The New York Mayoral Candidate You Probably Haven't Heard Of

Multimillionaire Brooklyn native Jack Hidary who has the money and the connections to tell his story this fall. "Do you want to go back to the Dinkins era?"

Jack Hidary is running for mayor of New York, but you probably don't know it. So far he's run a quiet campaign, avoiding the headline-grabbing sideshows that have at times has consumed the race.

But now the primaries are over and Hidary, a multimillionaire tech entrepreneur running as an independent, is ready to jump into the game.

His top opponents, Republican nominee Joseph Lhota and Democratic front-runner Bill de Blasio, have already raised and spent millions of dollars to get their name and message out to voters. De Blasio and his family even landed a spot in Jon Stewart's opening monologue on The Daily Show. For the next two months, Hidary will be playing catch-up.

He says he chose to stay out of the spotlight to avoid "the circus" the election has become. While politicians quibbled over term limits and sexting habits, Hidary has been going to industry events and traveling to communities to meet with voters, where he says his candidacy has been well received. He said the Jewish community has responded particularly well to him, which makes sense — Hidary was born in a Syrian Jewish community in Brooklyn and his brother Ricky is a professor at Yeshiva University, as well as a rabbi on the Upper West Side.

But it's not enough to rely on one community to win an election. Though he's spent next to nothing in the grand scheme of a mayoral election, Hidary says he has "75% name recognition." (No public polling supports that claim.)

During a Monday morning trip with friends, family and staff to the 9/11 Memorial, though he was followed by important looking men and women in suits and a photographer to document his every move, he barely got more than a quizzical eye from spectators. Nobody seemed to know who he was, other than that he was a clean-shaven man in an expensive-looking suit telling others to photograph him at different angles.

But he isn't worried about them. Hidary pointed to Lhota's management as chairman of the Metropolitan Transportation Authority to discredit his mayoral validity. "Not a great track record there," he said, noting fare hikes and service delays. For de Blasio, he talked about his lack of business experience and his career as a "machine politician."

"He's a throwback to [former Mayor David] Dinkins," Hidary said. "Do you want to go back to the Dinkins era?"

Hidary, a participant in the city's public match program, has raised a little more than $450,000 and spent only around $50,000 according to the city's Campaign Finance Board. He hasn't aired a television commercial (though he has a few ads on his YouTube page), but his campaign says those should be forthcoming.

Hidary's main pitch is that he's a successful entrepreneur taking on the machine politicians, a pitch not entirely unlike that of Mayor Michael Bloomberg. But Hidary hasn't existed completely outside the political sphere. He advocated for a law to convert city taxis to hybrids. He's also hosted numerous fundraisers for Democrats, including Cory Booker. Hidary says he hasn't hosted a fundraiser for Booker during his current Senate bit, but he has attended a few.
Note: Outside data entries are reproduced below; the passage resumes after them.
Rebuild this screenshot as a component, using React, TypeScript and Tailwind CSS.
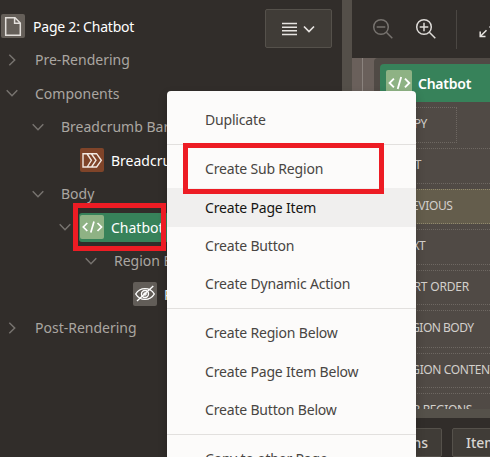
import type { ReactNode } from "react";

function Chevron({ open }: { open: boolean }) {
  return (
    <svg width="12" height="12" viewBox="0 0 12 12" fill="none" stroke="#77736f" strokeWidth="1.5">
      <path d={open ? "M0.7 3.3 L6 8.7 L11.3 3.3" : "M3.3 0.7 L8.7 6 L3.3 11.3"} />
    </svg>
  );
}

function CodeIcon({ size }: { size: number }) {
  return (
    <svg width={size} height={size} viewBox="0 0 24 24" fill="none" stroke="#fff" strokeWidth="1.7">
      <path d="M7.3 8 L3.3 12 L7.3 16 M17.5 8 L21.5 12 L17.5 16 M14 6.5 L10.8 17.5" />
    </svg>
  );
}

function PageIcon() {
  return (
    <svg width="24" height="24" viewBox="0 0 24 24" fill="none" stroke="#e4e0dc" strokeWidth="1.5">
      <path d="M4.7 3.7 H14 L19.3 9 V21.3 H4.7 Z M13.6 3.7 V9.2 H19.3" />
    </svg>
  );
}

function BreadcrumbIcon() {
  return (
    <svg width="24" height="24" viewBox="0 0 24 24" fill="none" stroke="#f3e9e2" strokeWidth="1.4">
      <path d="M3 5.7 H16.6 L21.3 12.3 L16.6 19 H3 Z M7.2 6 L11.4 12.3 L7.2 19 M11.5 6 L16 12.3 L11.5 19" />
    </svg>
  );
}

function HiddenIcon() {
  return (
    <svg width="24" height="24" viewBox="0 0 24 24" fill="none" stroke="#fff" strokeWidth="1.4">
      <path d="M2.7 12 C7 4.8 17 4.8 21.3 12 C17 19.2 7 19.2 2.7 12 Z M4 19 L20.3 4" />
      <circle cx="12" cy="12" r="3.5" />
      <circle cx="12" cy="12" r="1.1" />
    </svg>
  );
}

function Magnifier({ plus }: { plus: boolean }) {
  return (
    <svg className="shrink-0" width="22" height="22" viewBox="0 0 22 22" fill="none" stroke={plus ? "#dedbd8" : "#77736f"} strokeWidth="1.5">
      <circle cx="9" cy="9" r="7.3" />
      <path d={plus ? "M14.3 14.3 L20.3 20.3 M4.7 9 H13.3 M9 4.7 V13.3" : "M14.3 14.3 L20.3 20.3 M4.7 9 H13.3"} />
    </svg>
  );
}

function Branch({ indent, open, children }: { indent: string; open: boolean; children: ReactNode }) {
  return (
    <div className={`flex h-[33.5px] items-center text-[#aaa6a1] ${indent}`}>
      <Chevron open={open} />
      <span className="ml-[17px]">{children}</span>
    </div>
  );
}

function Slot({ children, className }: { children: string; className: string }) {
  return (
    <div className={`flex shrink-0 items-center border border-dotted pb-[2px] pl-[11px] text-[12px] text-[#d3d0cc] ${className}`}>
      {children}
    </div>
  );
}

function MenuItem({ children, active = false }: { children: string; active?: boolean }) {
  return (
    <div
      className={`flex h-[38.4px] shrink-0 items-center pb-px pl-[38px] tracking-[-0.18px] ${
        active ? "bg-[#f0efee] text-[#161513]" : "text-[#484542]"
      }`}
    >
      {children}
    </div>
  );
}

function MenuGroup({ children, className }: { children: ReactNode; className: string }) {
  return <div className={`flex shrink-0 flex-col ${className}`}>{children}</div>;
}

export default function App() {
  return (
    <div className="relative flex h-[457px] w-[490px] overflow-hidden bg-[#312d2a] font-['Noto_Sans',sans-serif] text-[14px] whitespace-nowrap">
      <aside className="flex w-[342px] shrink-0 flex-col">
        <header className="flex h-[43px] shrink-0 items-start justify-between pr-[10px] pl-px">
          <div className="flex h-[52px] items-center gap-2 text-white">
            <span className="flex rounded-[2px] bg-[#655f59]"><PageIcon /></span>
            <span className="tracking-[-0.22px]">Page 2: Chatbot</span>
          </div>
          <div className="mt-[9px] flex h-[39px] w-[67px] shrink-0 items-center justify-center gap-[6px] rounded-[2px] border border-[#55514b] bg-[#403c37]">
            <svg width="15" height="14" viewBox="0 0 15 14" stroke="#e7e4e1" strokeWidth="1.5">
              <path d="M0 1.5 H15 M0 5.2 H15 M0 8.8 H15 M0 12.4 H15" />
            </svg>
            <svg width="12" height="12" viewBox="0 0 12 12" fill="none" stroke="#e7e4e1" strokeWidth="1.7">
              <path d="M1 3.5 L6 8.5 L11 3.5" />
            </svg>
          </div>
        </header>
        <Branch indent="pl-[6px]" open={false}>Pre-Rendering</Branch>
        <Branch indent="pl-[6px]" open>Components</Branch>
        <Branch indent="pl-[32px]" open>Breadcrumb Bar</Branch>
        <div className="flex h-[33.5px] items-center gap-[7px] pl-[80px] text-white">
          <span className="flex rounded-[2px] bg-[#7f4429]"><BreadcrumbIcon /></span>
          Breadcrumb
        </div>
        <Branch indent="pl-[32px]" open>Body</Branch>
        <div className="flex h-[33.5px] items-center pl-[59px]">
          <Chevron open />
          <div className="ml-[8px] flex h-[29px] w-[200px] items-center gap-[7px] rounded-[3px] bg-[#37825a] pl-px text-white">
            <span className="flex rounded-[2px] bg-[#8eb284]"><CodeIcon size={24} /></span>
            Chatbot
          </div>
        </div>
        <Branch indent="pl-[85px]" open>Region Body</Branch>
        <div className="flex h-[33.5px] items-center gap-[7px] pl-[133px] text-white">
          <span className="flex rounded-[2px] bg-[#625d58]"><HiddenIcon /></span>
          P2_ID
        </div>
        <Branch indent="pl-[6px]" open={false}>Post-Rendering</Branch>
      </aside>

      <div className="w-[10px] shrink-0 bg-[#544f49]" />

      <main className="flex w-[138px] shrink-0 flex-col overflow-hidden">
        <div className="flex h-[58px] shrink-0 items-center pl-[20px]">
          <Magnifier plus={false} />
          <span className="ml-[21px] flex shrink-0"><Magnifier plus /></span>
          <span className="ml-[19px] h-[39px] w-px shrink-0 bg-[#4b4743]" />
          <svg className="ml-[22px] shrink-0" width="20" height="20" viewBox="0 0 20 20" fill="none" stroke="#e7e4e1" strokeWidth="1.5">
            <path d="M1.2 12.5 V17.5 H6.5 M1.2 17.5 L7.5 11.2 M10.5 8.5 L18 1 M12.5 1 H18 V6.5" />
          </svg>
        </div>
        <div className="flex h-[351px] shrink-0 overflow-hidden bg-[#6a605b]">
          <div className="w-[11px] shrink-0 border-r border-[#8b837e]" />
          <div className="ml-[11px] flex w-[140px] shrink-0 flex-col overflow-hidden rounded-tl-[4px] bg-[#504a45] pt-[6px] pl-[6px]">
            <div className="flex h-[38px] shrink-0 items-center gap-[6px] rounded-tl-[4px] bg-[#37825a] pl-[6px] font-semibold tracking-[-0.25px] text-white">
              <span className="flex rounded-[2px] bg-[#8eb284]"><CodeIcon size={26} /></span>
              Chatbot
            </div>
            <div className="mt-[5px] flex shrink-0 flex-col gap-[5px] pl-[6px]">
              <Slot className="h-[36px] w-[71px] border-[#6e6862] tracking-[-0.5px]">COPY</Slot>
              <Slot className="h-[36px] border-[#6e6862] tracking-[-0.9px]">EDIT</Slot>
              <Slot className="h-[35px] border-[#91896d] bg-[#645d4c] tracking-[-0.35px]">PREVIOUS</Slot>
              <Slot className="h-[36px] border-[#6e6862] tracking-[-0.6px]">NEXT</Slot>
              <Slot className="h-[35px] border-[#6e6862] tracking-[-0.2px]">SORT ORDER</Slot>
              <Slot className="h-[38px] border-[#6e6862] tracking-[-0.5px]">REGION BODY</Slot>
              <Slot className="h-[35px] border-[#6e6862] tracking-[-0.4px]">REGION CONTENT</Slot>
              <Slot className="h-[35px] border-[#6e6862] tracking-[-0.4px]">SUB REGIONS</Slot>
            </div>
          </div>
        </div>
        <div className="h-[9px] shrink-0 bg-[#55514a]" />
        <div className="flex gap-[10px] pt-[10px] font-medium text-[#d8d5d1]">
          <div className="flex h-[29px] w-[90px] shrink-0 items-center justify-end rounded-[2px] border border-[#55514b] bg-[#403c37] pr-[13px]">Regions</div>
          <div className="flex h-[29px] w-[70px] shrink-0 items-center rounded-[2px] border border-[#55514b] bg-[#403c37] pl-[13px]">Items</div>
        </div>
      </main>

      <div className="absolute top-[91px] left-[167px] flex h-[366px] w-[249px] flex-col overflow-hidden rounded-t-[4px] bg-[#fcfbfa] shadow-[0_4px_10px_rgba(0,0,0,0.2)]">
        <MenuGroup className="h-[53px] pt-[10px]">
          <MenuItem>Duplicate</MenuItem>
        </MenuGroup>
        <MenuGroup className="h-[164px] border-t border-[#e2e0de] pt-[5px]">
          <MenuItem>Create Sub Region</MenuItem>
          <MenuItem active>Create Page Item</MenuItem>
          <MenuItem>Create Button</MenuItem>
          <MenuItem>Create Dynamic Action</MenuItem>
        </MenuGroup>
        <MenuGroup className="h-[126px] border-t border-[#e2e0de] pt-[5px]">
          <MenuItem>Create Region Below</MenuItem>
          <MenuItem>Create Page Item Below</MenuItem>
          <MenuItem>Create Button Below</MenuItem>
        </MenuGroup>
        <MenuGroup className="border-t border-[#e2e0de] pt-[5px]">
          <MenuItem>Copy to other Page...</MenuItem>
        </MenuGroup>
      </div>

      <div className="absolute top-[203px] left-[73px] h-[48px] w-[93px] border-5 border-[#ed1c24]" />
      <div className="absolute top-[143px] left-[183px] h-[51px] w-[201px] border-5 border-[#ed1c24]" />
    </div>
  );
}
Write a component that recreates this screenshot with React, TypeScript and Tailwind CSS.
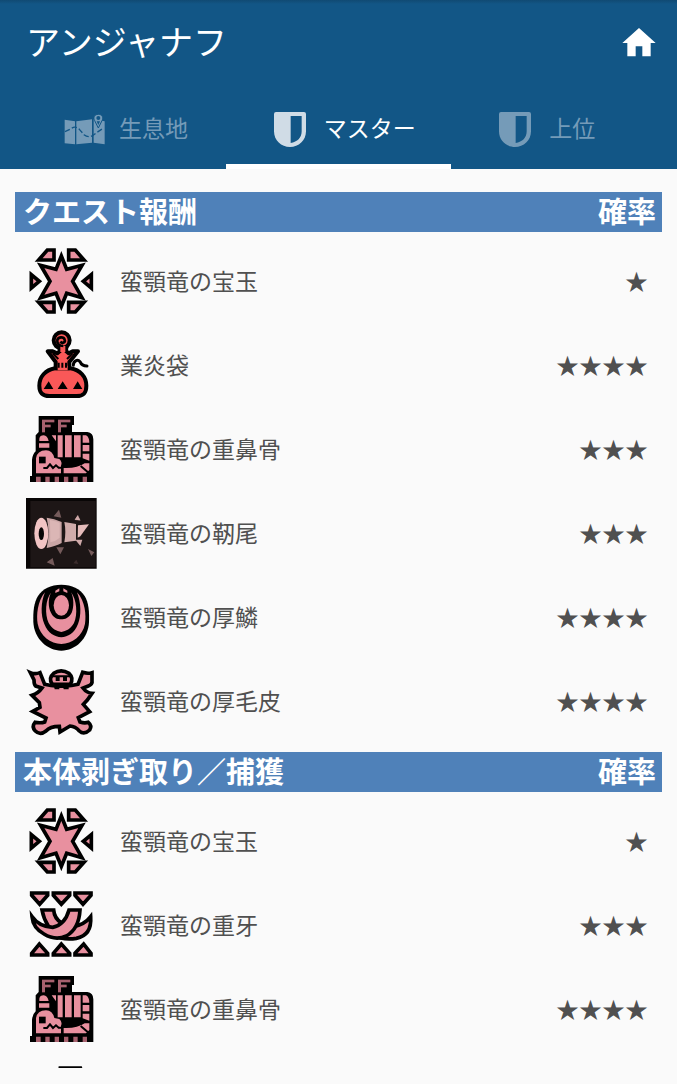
import { ReactNode, useState } from 'react';
import { MdHome } from 'react-icons/md';

type MaterialKind = 'gem' | 'sac' | 'bone' | 'tail' | 'scale' | 'hide' | 'fang' | 'claw';

interface Reward {
  name?: string;
  kind: MaterialKind;
  rate: number;
}

interface RewardGroup {
  title: string;
  rewards: Reward[];
}

const groups: RewardGroup[] = [
  {
    title: 'クエスト報酬',
    rewards: [
      { name: '蛮顎竜の宝玉', kind: 'gem', rate: 1 },
      { name: '業炎袋', kind: 'sac', rate: 4 },
      { name: '蛮顎竜の重鼻骨', kind: 'bone', rate: 3 },
      { name: '蛮顎竜の靭尾', kind: 'tail', rate: 3 },
      { name: '蛮顎竜の厚鱗', kind: 'scale', rate: 4 },
      { name: '蛮顎竜の厚毛皮', kind: 'hide', rate: 4 },
    ],
  },
  {
    title: '本体剥ぎ取り／捕獲',
    rewards: [
      { name: '蛮顎竜の宝玉', kind: 'gem', rate: 1 },
      { name: '蛮顎竜の重牙', kind: 'fang', rate: 3 },
      { name: '蛮顎竜の重鼻骨', kind: 'bone', rate: 4 },
      { kind: 'claw', rate: 0 },
    ],
  },
];

const drawings: Record<MaterialKind, ReactNode> = {
  gem: (
    <g fill="#e8909f" stroke="#000" strokeWidth="11">
      <path d="M56 60 82 30H102V60Z" />
      <path d="M192 60 166 30H146V60Z" />
      <path d="M56 187 82 216H102V187Z" />
      <path d="M192 187 166 216H146V187Z" />
      <path d="M34 104V144L58 124Z" />
      <path d="M214 104V144L190 124Z" />
      <path d="M124 48 140 88 186 76 158 124 186 173 140 160 124 199 108 160 62 173 90 124 62 76 108 88Z" />
    </g>
  ),
  sac: (
    <>
      <g stroke="#000" strokeWidth="12" strokeLinejoin="round" strokeLinecap="round">
        <path
          d="M105 133C76 138 58 158 58 185C58 206 66 216 88 216H170C192 216 199 206 199 185C199 158 181 138 151 133Z"
          fill="#fa5858"
        />
        <path d="M160 124C160 112 172 104 180 113C184 123 190 126 201 126" fill="none" strokeWidth="9" />
        <circle cx="125" cy="49" r="24" fill="#fa5858" />
        <path d="M83 82H98L112 88 120 81 119 71H139L138 81 146 88 158 82H174L148 114V133H107V114Z" fill="#fa5858" />
      </g>
      <path d="M113 139H143V125H113ZM121 66H136V84H121Z" fill="#fa5858" />
      <path
        d="M121 53C127 60 137 55 134 47C131 37 115 38 112 48C110 59 118 66 130 66"
        fill="none"
        stroke="#000"
        strokeWidth="8"
      />
      <path d="M116 116V131M127 116V131M138 116V131M115 105 98 88M141 105 158 88" stroke="#000" strokeWidth="6" />
      <path d="M71 195 86 172 100 195ZM113 195 128 172 143 195ZM159 195 173 172 187 195Z" fill="#000" />
    </>
  ),
  bone: (
    <>
      <path
        d="M56 24H162V51H156V72H202Q220 74 220 94V222H30V204H36V155Q38 138 47 130V82L56 72Z"
        fill="#000"
      />
      <g fill="#a7616e">
        <rect x="66" y="35" width="9" height="38" />
        <rect x="75" y="35" width="28" height="8" />
        <rect x="75" y="50" width="17" height="8" />
        <rect x="114" y="35" width="9" height="38" />
        <rect x="123" y="35" width="28" height="8" />
        <rect x="123" y="50" width="17" height="8" />
        <path d="M48 206H62V222H48ZM76 206H89V222H76ZM104 206H117V222H104ZM132 206H145V222H132ZM160 206H173V222H160ZM188 206H201V222H188Z" />
      </g>
      <g fill="#e8909f">
        <path d="M58 99V92Q60 82 71 82Q82 83 86 99ZM57 106H88V119H57ZM95 82H108V100Z" />
        <path d="M113 82H128V148H113ZM135 82H155V148H135ZM162 82H182V148H162ZM188 82H198Q208 87 208 104H188ZM188 111H208V130H188ZM188 137H208V158L188 151Z" />
        <path d="M48 196V151Q51 128 78 127Q98 128 103 150L118 153Q128 162 123 173V196ZM131 180Q171 182 194 166L208 166V186L198 196H131Z" />
      </g>
      <path d="M57 146H77V166H57Z" fill="#000" />
      <path
        d="M70 180H81L90 169 99 180 108 172 116 179H126M182 174 204 193"
        fill="none"
        stroke="#000"
        strokeWidth="6"
      />
    </>
  ),
  tail: (
    <>
      <path d="M18 18H230V230H18Z" fill="#080505" />
      <path d="M31 27H227V226H31Z" fill="#1d1616" />
      <path
        d="M101 73 117 53 124 77ZM164 84 174 68 182 86ZM109 166 132 166 121 187ZM204 171 223 181 214 192ZM80 211 98 198 104 221Z"
        fill="#755b5b"
      />
      <path d="M160 214 169 203 175 216Z" fill="#3b2c2c" />
      <path d="M164 83 173 70 181 85ZM166 143H187L181 162Z" fill="#cfa9a9" />
      <path d="M80 77Q103 79 125 90V153Q108 162 80 168Q91 122 80 77Z" fill="#c9a5a5" />
      <path d="M90 84Q107 87 119 92V137Q106 149 91 151Z" fill="#dbb6b5" />
      <path d="M133 90 168 96V146L133 151Q139 119 133 90Z" fill="#d0acab" />
      <path d="M174 100 207 97 181 133 173 137Z" fill="#e5bcbb" />
      <ellipse cx="64" cy="124" rx="21" ry="47" fill="#f2c4c4" />
      <ellipse cx="64" cy="125" rx="8" ry="19" fill="#090606" />
    </>
  ),
  scale: (
    <>
      <path
        d="M124 26C156 26 180 38 194 60C206 80 208 104 207 138C205 188 166 224 124 224C82 224 42 188 40 138C39 104 42 80 54 60C68 38 92 26 124 26Z"
        fill="#000"
      />
      <g fill="#e8909f">
        <path d="M75 49C52 76 49 118 53 143C60 180 92 203 124 204C156 203 188 180 195 143C199 118 196 76 171 49C184 82 184 120 174 144C163 172 144 182 124 184C104 182 84 172 73 144C62 118 62 80 75 49Z" />
        <path d="M94 49C76 70 74 116 86 141C96 159 110 165 124 168C138 165 152 159 162 141C174 116 170 70 153 49C162 66 162 94 155 110C147 125 135 130 124 130C112 130 100 125 93 110C84 94 84 66 94 49Z" />
        <path d="M106 44 118 37V46L106 51ZM142 44 130 37V46L142 51Z" />
        <ellipse cx="124" cy="88" rx="23" ry="31" />
      </g>
    </>
  ),
  hide: (
    <>
      <path
        d="M31 38Q45 44 60 38L74 73Q94 79 123 78Q154 79 174 73L188 37Q203 42 216 38V61Q218 73 205 78L189 84Q200 99 216 100L202 120 190 133 209 155 175 173 180 186Q194 191 205 187Q217 197 209 210Q192 226 178 213Q166 199 150 198L120 216 118 199Q90 199 78 213Q60 227 46 213Q34 200 45 187Q64 190 74 186L78 174 38 154 60 142 58 128 36 106Q55 100 66 84L47 78Q42 74 42 60Z"
        fill="#e8909f"
        stroke="#000"
        strokeWidth="11"
        strokeMiterlimit="3"
      />
      <path
        d="M97 73Q84 54 101 40Q123 25 147 40Q162 54 151 73Z"
        fill="#e8909f"
        stroke="#000"
        strokeWidth="11"
      />
      <path
        d="M96 49H151M110 52V60H116V52M132 52V60H138V52M96 72H154"
        fill="none"
        stroke="#000"
        strokeWidth="6"
      />
      <path d="M101 74H118V88H104ZM128 74H146V88H131Z" fill="#000" />
    </>
  ),
  fang: (
    <g fill="#e8909f" stroke="#000" strokeWidth="11">
      <path d="M35 27H83V34L59 61 35 34ZM100 27H149V34L124 61 100 34ZM165 27H213V34L189 61 165 34Z" />
      <path d="M35 213V208L58 180 83 208V213ZM100 213V208L124 180 149 208V213ZM165 213V208L191 180 213 208V213Z" />
      <path d="M66 78H101Q103 104 125 117L160 128Q194 122 212 98Q216 154 169 163Q145 167 122 162Q76 132 66 78Z" />
      <path d="M36 98Q57 128 98 130Q135 122 147 78H180Q177 134 139 156Q106 171 72 150Q39 132 36 98Z" />
    </g>
  ),
  claw: (
    <path
      d="M120 47H182L194 89 170 156 117 211 64 194 88 166 113 105Z"
      fill="#e8909f"
      stroke="#000"
      strokeWidth="9"
    />
  ),
};

function MaterialIcon({ kind }: { kind: MaterialKind }) {
  return (
    <svg viewBox="0 0 252 252" className="size-[84px] shrink-0" aria-hidden="true">
      {drawings[kind]}
    </svg>
  );
}

function MapIcon() {
  return (
    <svg viewBox="0 0 123 96" className="w-[41px] h-8 shrink-0" aria-hidden="true">
      <path d="M2 20 33 25V94L2 91ZM37 25 84 19V89L37 94ZM89 19 122 25V94L89 89Z" fill="#759bb8" />
      <path
        d="M3 56 20 48Q33 36 46 49L60 65Q77 79 96 60L116 47"
        fill="none"
        stroke="#125686"
        strokeWidth="4"
        strokeDasharray="16 7"
      />
      <path
        d="M103 4C91 4 87 14 92 23L103 45 114 23C119 14 115 4 103 4Z"
        fill="#759bb8"
        stroke="#125686"
        strokeWidth="3"
      />
      <path d="M98 25 103 36 108 25Z" fill="#125686" />
      <circle cx="103" cy="15" r="6" fill="#125686" />
    </svg>
  );
}

function ShieldIcon({ active }: { active: boolean }) {
  return (
    <svg viewBox="0 0 96 105" className={`w-8 h-[35px] shrink-0 ${active ? 'text-[#d0dce6]' : 'text-[#759bb8]'}`} aria-hidden="true">
      <path
        fill="currentColor"
        fillRule="evenodd"
        d="M6 0H90Q96 0 96 6V58C96 86 74 105 48 105C22 105 0 86 0 58V6Q0 0 6 0ZM50 12V93C70 90 83 78 83 58V12Z"
      />
    </svg>
  );
}

const tabs = ['生息地', 'マスター', '上位'];

export default function App() {
  const [activeTab, setActiveTab] = useState(1);

  return (
    <div className="flex h-screen flex-col bg-[#fafafa] font-['Noto_Sans_CJK_JP',sans-serif]">
      <header className="shrink-0 bg-[#125686] text-white">
        <div className="h-1 bg-linear-to-b from-[#104a73] to-[#125686]" />
        <div className="flex h-[78px] items-center justify-between pl-[26px] pr-[18px]">
          <h1 className="pb-1 text-[34px] leading-10">アンジャナフ</h1>
          <button type="button" aria-label="ホーム">
            <MdHome className="size-10" />
          </button>
        </div>
        <nav className="grid h-[87px] grid-cols-3">
          {tabs.map((tab, index) => (
            <button
              key={tab}
              type="button"
              onClick={() => setActiveTab(index)}
              className={`flex items-center border-b-[5px] pt-3 text-[23px] leading-8 whitespace-nowrap ${
                index === 0 ? 'gap-[14px] pl-16' : 'gap-[18px] pl-12'
              } ${activeTab === index ? 'border-white' : 'border-transparent text-[#759bb8]'}`}
            >
              {index === 0 ? <MapIcon /> : <ShieldIcon active={activeTab === index} />}
              <span className="pb-1">{tab}</span>
            </button>
          ))}
        </nav>
      </header>

      <main className="mx-[15px] mb-4 min-h-0 flex-1 overflow-y-auto pt-[23px] [scrollbar-width:none]">
        {groups.map((group) => (
          <section key={group.title}>
            <div className="flex h-10 items-center justify-between bg-[#4f81b9] pb-1 pl-2 pr-[6px] text-[29px] leading-9 font-bold text-white">
              <h2>{group.title}</h2>
              <span>確率</span>
            </div>
            <ul className="py-2">
              {group.rewards.map((reward) => (
                <li key={reward.kind} className="flex h-[84px] items-center pl-[5px] pr-[14px] text-[23px] leading-8 text-[#505050]">
                  <MaterialIcon kind={reward.kind} />
                  {reward.name && (
                    <>
                      <span className="ml-4 flex-1 pb-1">{reward.name}</span>
                      <span className="pb-1">{'★'.repeat(reward.rate)}</span>
                    </>
                  )}
                </li>
              ))}
            </ul>
          </section>
        ))}
      </main>
    </div>
  );
}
And while he may not quite have Bloomberg money, Hidary has played in the big dollar areas of local politics, and was a founding member of the Clinton Global initiative, Bill Clinton's foundation. Hidary says he expects the Clintons to remain neutral in the race, but he did enlist Richard Strauss, a media consultant in the Clinton White House, to help out with his campaign. A New York Times article reported that Hidary was spending his own cash to hire other well-connected advisers, such as his general counsel Kenneth Gross, who was Mayor Michael Bloomberg's campaign finance lawyer.

Hidary is better known within the business community. Hidary was one of the earliest investors in New York's "Silicon Alley" tech scene. He co-founded EarthWeb in the early 1990s with his brother Murray, which went on to acquire Dice.com in 1999, a website that has matched millions of job seekers with high-paying jobs. Hidary also sits on the advisory council for Google X Labs and is the chairman of Samba Energy.

After visiting the memorial Hidary went to the nearby W Hotel for lunch, where he ordered a salmon burger (no tartar sauce, no fries, no zesty cayenne, with a tomato and side salad), and began to talk policy. His main focus as mayor, he said, would be on growing jobs and improving education.

"Jobs come from small business and that's my specialty," he said. Hidary said he'd work to help small business by focusing things helping low income residents who can't get loans to start there own businesses. A company he helped support, TrickleUp, has helped more than 2,000 businesses start in just that way, Hidary said.

Hidary's other focus is education. He said he'd give principals more autonomy to teach students as they see fit, but he also wants to move away from teaching to a test and towards teaching students life skills.

"Let's get kids who are gonna be job ready, interview ready, life ready," he said.

UPDATE: This post has been updated to clarify Hidary's exact relationship with some of the named businesses.